Under Fire is undeniably intelligently made, capturing the immediacy of its danger-riddled back streets and byways, strewn in mortar shell fallout and decaying human debris. Too few war-torn/pseudo-political romance movies achieve this tenuous and effective balance director, Roger Spottiswoode seems effortlessly to display from start to finish. Alex’s assassination was actually based on the brutal execution of war correspondent/journalist Bill Stewart, callously gunned down by one of Somoza’s guards, the entire incident captured on video and circulated around the world. In lesser hands, the event and the movie might have become too theatrical/too action oriented to be believed and minus the heart and soul necessary to make the former resonate with genuineness. But Under Fire has been expertly cast, and even more astutely played by its three principles. Here are characters that never ‘feel’ like Hollywood stars doing their usual pretend. Even more miraculous, the Frohman/Shelton screenplay doesn’t fall into the usual clichés where love and war are concerned. There’s no love/hate parable at work. Cassidy’s Claire merely falls out of love with one man and into love with another. It’s not her fault and no one, least of all, Hackman’s Alex, cares enough to ascribe blame to this unexpected change of heart. Under the best of circumstances, life is imperfect. In war, it becomes positively unpredictable and trivialities, like the sway of the human heart, must take the proverbial backseat to more pressing realities.

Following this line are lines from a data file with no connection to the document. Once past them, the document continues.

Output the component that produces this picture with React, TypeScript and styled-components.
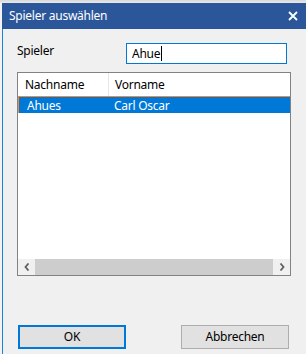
import React from "react";
import styled, { createGlobalStyle } from "styled-components";

const GlobalStyle = createGlobalStyle`
    html, body {
        margin: 0;
        padding: 0;
        background: #f3f3f3;
        overflow: hidden;
    }
    * {
        box-sizing: border-box;
    }
`;

const Screen = styled.div`
    width: 306px;
    height: 354px;
    background: linear-gradient(#d8d8d8, #e9e9e9 3px, #f3f3f3 3px);
    padding: 3px 0 0 2px;
    font-family: "Noto Sans", "Liberation Sans", sans-serif;
    font-size: 12px;
    letter-spacing: -0.25px;
    color: #000;
    overflow: hidden;
`;

const Window = styled.div`
    display: flex;
    flex-direction: column;
    height: 351px;
`;

const TitleBar = styled.div`
    height: 26px;
    flex: none;
    background: #2b579a;
    color: #fff;
    display: flex;
    align-items: center;
    justify-content: space-between;
    padding: 0 8px 1px 7px;
`;

const Title = styled.span`
    font-size: 12px;
`;

const Body = styled.div`
    flex: 1;
    background: #f0f0f0;
    border-left: 1px solid #1883d7;
    padding: 14px 0 0 14px;
    display: flex;
    flex-direction: column;
`;

const FieldRow = styled.div`
    display: flex;
    align-items: flex-start;
    height: 21px;
`;

const Label = styled.span`
    width: 109px;
    line-height: 16px;
`;

const Input = styled.div`
    width: 161px;
    height: 21px;
    border: 1px solid #0078d7;
    background: #fff;
    display: flex;
    align-items: center;
    padding-left: 5px;
    line-height: 16px;
`;

const Caret = styled.span`
    display: inline-block;
    width: 1px;
    height: 15px;
    background: #000;
    margin-left: 1px;
`;

const List = styled.div`
    margin-top: 8px;
    width: 274px;
    height: 204px;
    border: 1px solid #828282;
    background: #fff;
    display: flex;
    flex-direction: column;
`;

const HeaderRow = styled.div`
    display: flex;
    height: 23px;
    flex: none;
`;

const HeaderCell = styled.div<{ $w?: number; $divider?: boolean }>`
    width: ${(p) => (p.$w ? `${p.$w}px` : "auto")};
    flex: ${(p) => (p.$w ? "none" : "1")};
    display: flex;
    align-items: center;
    padding-left: ${(p) => (p.$divider ? 7 : 6)}px;
    border-right: ${(p) => (p.$divider ? "1px solid #e5e5e5" : "none")};
`;

const DataRow = styled.div<{ $selected?: boolean }>`
    display: flex;
    height: 17px;
    flex: none;
    background: ${(p) => (p.$selected ? "#0078d7" : "transparent")};
    color: ${(p) => (p.$selected ? "#fff" : "#000")};
    border: 1px solid ${(p) => (p.$selected ? "#ff8728" : "transparent")};
    border-right: none;
    border-bottom: none;
    align-items: center;
`;

const DataCell = styled.div<{ $w?: number; $pad: number }>`
    width: ${(p) => (p.$w ? `${p.$w}px` : "auto")};
    flex: ${(p) => (p.$w ? "none" : "1")};
    padding-left: ${(p) => p.$pad}px;
    line-height: 15px;
`;

const Filler = styled.div`
    flex: 1;
`;

const HScroll = styled.div`
    height: 16px;
    flex: none;
    display: flex;
    background: #f0f0f0;
`;

const ScrollButton = styled.div`
    width: 17px;
    display: flex;
    align-items: center;
    justify-content: center;
`;

const Thumb = styled.div`
    flex: 1;
    background: #cdcdcd;
`;

const ButtonRow = styled.div`
    margin-top: 49px;
    display: flex;
    width: 272px;
    justify-content: space-between;
    padding-left: 1px;
`;

const Button = styled.div<{ $default?: boolean }>`
    width: 108px;
    height: 24px;
    background: #e1e1e1;
    border: ${(p) => (p.$default ? "2px solid #0078d7" : "1px solid #adadad")};
    display: flex;
    align-items: center;
    justify-content: center;
    padding-bottom: 1px;
`;

const Chevron = ({ left }: { left?: boolean }) => (
    <svg width="6" height="8" viewBox="0 0 6 8">
        <path
            d={left ? "M4.5 0.5 L1.5 4 L4.5 7.5" : "M1.5 0.5 L4.5 4 L1.5 7.5"}
            fill="none"
            stroke="#606060"
            strokeWidth="1.8"
        />
    </svg>
);

const CloseIcon = () => (
    <svg width="10" height="10" viewBox="0 0 10 10">
        <path d="M1 1 L9 9 M9 1 L1 9" stroke="#fff" strokeWidth="1.8" />
    </svg>
);

const App = () => {
    return (
        <>
            <GlobalStyle />
            <Screen>
                <Window>
                    <TitleBar>
                        <Title>Spieler auswählen</Title>
                        <CloseIcon />
                    </TitleBar>
                    <Body>
                        <FieldRow>
                            <Label>Spieler</Label>
                            <Input>
                                Ahue
                                <Caret />
                            </Input>
                        </FieldRow>
                        <List>
                            <HeaderRow>
                                <HeaderCell $w={91} $divider>
                                    Nachname
                                </HeaderCell>
                                <HeaderCell>Vorname</HeaderCell>
                            </HeaderRow>
                            <DataRow $selected>
                                <DataCell $w={90} $pad={8}>
                                    Ahues
                                </DataCell>
                                <DataCell $pad={5}>Carl Oscar</DataCell>
                            </DataRow>
                            <Filler />
                            <HScroll>
                                <ScrollButton>
                                    <Chevron left />
                                </ScrollButton>
                                <Thumb />
                                <ScrollButton>
                                    <Chevron />
                                </ScrollButton>
                            </HScroll>
                        </List>
                        <ButtonRow>
                            <Button $default>OK</Button>
                            <Button>Abbrechen</Button>
                        </ButtonRow>
                    </Body>
                </Window>
            </Screen>
        </>
    );
};

export default App;
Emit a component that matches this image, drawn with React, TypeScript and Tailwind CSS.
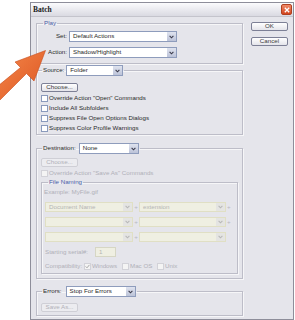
import React from "react";

function Chevron({ color }: { color: string }) {
  return (
    <svg width="5" height="4" viewBox="0 0 5 4">
      <path d="M0.6 0.8 L2.5 2.8 L4.4 0.8" fill="none" stroke={color} strokeWidth="1.1" />
    </svg>
  );
}

function Sel({ w, h, text, disabled }: { w: string; h: string; text: string; disabled?: boolean }) {
  return (
    <div
      className={`flex ${w} ${h} border ${
        disabled ? "border-[#e0dfc4] bg-[#efefe2]" : "border-[#8e9cbc] bg-white"
      }`}
    >
      <div
        className={`flex-1 flex items-center pl-[3px] text-[6.2px] leading-none ${
          disabled ? "text-[#b4b4b4]" : "text-[#2a2a2a]"
        }`}
      >
        {text}
      </div>
      <div
        className={`w-[9px] flex items-center justify-center ${
          disabled ? "bg-[#e4e4e2]" : "bg-gradient-to-b from-[#dfe3ef] to-[#bcc3d8]"
        }`}
      >
        <Chevron color={disabled ? "#b8b8b8" : "#3a3a4a"} />
      </div>
    </div>
  );
}

function Btn({ label, disabled }: { label: string; disabled?: boolean }) {
  return (
    <div
      className={`w-[37px] h-[9px] rounded-[2px] border flex items-center justify-center text-[6.2px] leading-none ${
        disabled
          ? "border-[#cfcfd6] bg-[#ececf0] text-[#b0b0b8]"
          : "border-[#7d8096] bg-gradient-to-b from-white to-[#e4e4ea] text-[#3a3a3a]"
      }`}
    >
      {label}
    </div>
  );
}

function Check({ label, disabled, checked }: { label: string; disabled?: boolean; checked?: boolean }) {
  return (
    <div className="flex items-center h-[10px]">
      <div
        className={`w-[7px] h-[7px] border flex items-center justify-center ${
          disabled ? "border-[#d2d2d8] bg-[#f4f4f4]" : "border-[#8a9abc] bg-white"
        }`}
      >
        {checked && (
          <svg width="5" height="5" viewBox="0 0 5 5">
            <path d="M0.6 2.4 L2 3.8 L4.4 0.9" fill="none" stroke="#a8a8a8" strokeWidth="1" />
          </svg>
        )}
      </div>
      <span
        className={`ml-[1px] text-[6.2px] leading-none ${disabled ? "text-[#b0b0b8]" : "text-[#2a2a2a]"}`}
      >
        {label}
      </span>
    </div>
  );
}

const box = "border border-[#bdbdc8] shadow-[inset_1px_1px_0_#f6f6f8,1px_1px_0_#f6f6f8]";

export default function App() {
  return (
    <div className="relative w-[295px] h-[320px] bg-white overflow-hidden font-['Liberation_Sans',Arial,sans-serif]">
      <div className="ml-[30px] mt-[2px] w-[264px] h-[318px] border border-[#8e8e9a] bg-[#e5e5eb] flex flex-col">
        {/* Title bar */}
        <div className="h-[14px] flex items-center justify-between pl-[2px] pr-[1px] bg-gradient-to-b from-[#fbfbfd] to-[#dadae2] border-b border-[#c4c4cc]">
          <span className="text-[7.5px] font-bold leading-none text-[#1a1a1a] font-['Liberation_Serif',serif]">
            Batch
          </span>
          <div className="w-[11px] h-[11px] rounded-[2px] border border-[#b04020] bg-gradient-to-b from-[#f08a68] to-[#d2441c] flex items-center justify-center">
            <svg width="6" height="6" viewBox="0 0 6 6">
              <path d="M0.8 0.8 L5.2 5.2 M5.2 0.8 L0.8 5.2" stroke="white" strokeWidth="1.3" />
            </svg>
          </div>
        </div>

        {/* Body */}
        <div className="flex pl-[5px] pt-[2px]">
          {/* Left column */}
          <div className="w-[207px] flex flex-col">
            {/* Play */}
            <fieldset className={`${box} pb-[5px]`}>
              <legend className="ml-[6px] px-[1px] text-[6.2px] leading-[8px] text-[#4a5ca6]">Play</legend>
              <div className="flex items-center mt-[4px]">
                <div className="w-[32px] pr-[2px] text-right text-[6.2px] leading-none text-[#2a2a2a]">Set:</div>
                <Sel w="w-[108px]" h="h-[11px]" text="Default Actions" />
              </div>
              <div className="flex items-center mt-[5px]">
                <div className="w-[32px] pr-[2px] text-right text-[6.2px] leading-none text-[#2a2a2a]">Action:</div>
                <Sel w="w-[108px]" h="h-[11px]" text="Shadow/Highlight" />
              </div>
            </fieldset>

            {/* Source */}
            <fieldset className={`${box} mt-[1px] pb-[1px]`}>
              <legend className="ml-[5px] px-[1px]">
                <div className="flex items-center gap-[2px]">
                  <span className="text-[6.2px] leading-none text-[#2a2a2a]">Source:</span>
                  <Sel w="w-[57px]" h="h-[11px]" text="Folder" />
                </div>
              </legend>
              <div className="ml-[4px] mt-[7px]">
                <Btn label="Choose..." />
              </div>
              <div className="ml-[4px] mt-[1px] flex flex-col">
                <Check label={'Override Action "Open" Commands'} />
                <Check label="Include All Subfolders" />
                <Check label="Suppress File Open Options Dialogs" />
                <Check label="Suppress Color Profile Warnings" />
              </div>
            </fieldset>

            {/* Destination */}
            <fieldset className={`${box} mt-[8px] pb-[4px]`}>
              <legend className="ml-[5px] px-[1px]">
                <div className="flex items-center gap-[3px]">
                  <span className="text-[6.2px] leading-none text-[#2a2a2a]">Destination:</span>
                  <Sel w="w-[60px]" h="h-[11px]" text="None" />
                </div>
              </legend>
              <div className="ml-[4px] mt-[4px]">
                <Btn label="Choose..." disabled />
              </div>
              <div className="ml-[4px] mt-[1px]">
                <Check label={'Override Action "Save As" Commands'} disabled />
              </div>

              {/* File Naming */}
              <fieldset className={`${box} mx-[4px] pb-[2px]`}>
                <legend className="ml-[6px] px-[1px] text-[6.2px] leading-[8px] text-[#4a5ca6]">File Naming</legend>
                <div className="ml-[2px] mt-[2px] h-[8px] flex items-center text-[6.2px] leading-none text-[#b0b0b8]">
                  Example: MyFile.gif
                </div>
                <div className="ml-[3px] mt-[6px] flex items-center">
                  <Sel w="w-[88px]" h="h-[10px]" text="Document Name" disabled />
                  <span className="w-[6px] text-center text-[6.2px] leading-none text-[#b8b8c0]">+</span>
                  <Sel w="w-[87px]" h="h-[10px]" text="extension" disabled />
                  <span className="ml-[1px] text-[6.2px] leading-none text-[#b8b8c0]">+</span>
                </div>
                <div className="ml-[3px] mt-[5px] flex items-center">
                  <Sel w="w-[88px]" h="h-[10px]" text="" disabled />
                  <span className="w-[6px] text-center text-[6.2px] leading-none text-[#b8b8c0]">+</span>
                  <Sel w="w-[87px]" h="h-[10px]" text="" disabled />
                  <span className="ml-[1px] text-[6.2px] leading-none text-[#b8b8c0]">+</span>
                </div>
                <div className="ml-[3px] mt-[5px] flex items-center">
                  <Sel w="w-[88px]" h="h-[10px]" text="" disabled />
                  <span className="w-[6px] text-center text-[6.2px] leading-none text-[#b8b8c0]">+</span>
                  <Sel w="w-[87px]" h="h-[10px]" text="" disabled />
                </div>
                <div className="ml-[3px] mt-[5px] flex items-center">
                  <span className="w-[50px] text-[6.2px] leading-none text-[#b0b0b8]">Starting serial#:</span>
                  <div className="w-[21px] h-[10px] border border-[#d6d6c4] bg-[#efefe2] flex items-center pl-[3px] text-[6.2px] leading-none text-[#b4b4b4]">
                    1
                  </div>
                </div>
                <div className="ml-[3px] mt-[4px] h-[10px] flex items-center">
                  <span className="w-[39px] text-[6.2px] leading-none text-[#b0b0b8]">Compatibility:</span>
                  <div className="w-[38px]">
                    <Check label="Windows" disabled checked />
                  </div>
                  <div className="w-[35px]">
                    <Check label="Mac OS" disabled />
                  </div>
                  <Check label="Unix" disabled />
                </div>
              </fieldset>
            </fieldset>

            {/* Errors */}
            <fieldset className={`${box} mt-[7px] pb-[3px]`}>
              <legend className="ml-[5px] px-[1px]">
                <div className="flex items-center gap-[4px]">
                  <span className="text-[6.2px] leading-none text-[#2a2a2a]">Errors:</span>
                  <Sel w="w-[70px]" h="h-[11px]" text="Stop For Errors" />
                </div>
              </legend>
              <div className="ml-[4px] mt-[6px]">
                <Btn label="Save As..." disabled />
              </div>
            </fieldset>
          </div>

          {/* Right column */}
          <div className="ml-[8px] pt-[3px] flex flex-col gap-[6px]">
            <Btn label="OK" />
            <Btn label="Cancel" />
          </div>
        </div>
      </div>

      {/* Orange arrow */}
      <svg className="absolute left-0 top-0 pointer-events-none" width="60" height="110" viewBox="0 0 60 110">
        <defs>
          <linearGradient id="ag" x1="0" y1="0" x2="1" y2="1">
            <stop offset="0" stopColor="#f4874a" />
            <stop offset="1" stopColor="#dc5420" />
          </linearGradient>
        </defs>
        <polygon
          points="45.5,50.5 34,81 26.5,73.5 -2,102 -2,86 20.5,67.5 15,62"
          fill="url(#ag)"
          stroke="#c84d1c"
          strokeWidth="0.6"
          strokeLinejoin="round"
        />
      </svg>
    </div>
  );
}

Nothing about Under Fire seems manufactured. John Alcott’s no frills cinematography and Jerry Goldsmith’s pan flute and percussionist-inspired score add to the verisimilitude in meaningful ways that augment and inform. Part of movie’s documentarian quality is also owed to the seemingly casual nature of its central performances. There’s not a false note among them and all are ferociously empathetic. The screenplay, as well as the actors, gets to examine the consciences of these morally ambiguous outsiders. With this investment, there develops the struggle for impartiality befitting the canon of ethics in their chosen profession. Nicaragua is not a headline, but a real place with real people dying for their freedom. Spottiswoode’s focus is rightfully situated upon these moments of realization and in creating the right atmosphere to trump a mechanically forward-moving plot. As such, he illustrates the finer, less perceivable, and even less often exposed complexities of a badly muddled war in which the more personalized ‘moral compass’ of its protagonists is not only repeatedly tested under the strain of assault and murder, but increasingly becomes far more difficult to define.
Twilight Time’s Blu-ray is culled from the Orion Pictures catalog, now under MGM/Fox Home Video’s control. The image harvest is mostly impressive but not without its flaws. We have some age-related dirt, scratches and one instance of color streaking occurring right around the 23 min. mark. Frequently, clarity is less than razor-sharp; fine detail being lost in nondescript background details. Close-ups look very nice, but long shots are slightly out of focus or, at least, lacking the necessary and anticipated visual refinement. Flesh tones are on the orange side; not out of the realm of possibility for actors who are supposed to be slogging it in the sweaty and sunburnt regions of the world, and therefore would have become ruddier in their complexions. Contrast seems adequate, if not exceptional. There appears to be no untoward digital tinkering applied to the image and grain is consistently rendered. Overall, this transfer is organic and pleasing, particularly during the second half of the film.
The DTS 2.0 audio offers a fairly solid integration of dialogue, effects and Jerry Goldsmith's Oscar-nominated score. Extras actually look more plentiful than they are. We get two independent audio commentaries, each informative in their own way; the one featuring Spottiswoode preferred. TT also gives us their usual commitment to an isolate score – alas, this time infrequently interrupted by SFX. There’s also Joanna Cassidy Remembers; billed as a featurette, when it’s little more than a handful of sound bites from Cassidy, truncated together and clumsily cut short. There’s also a photo archive and theatrical trailer. Bottom line: recommended.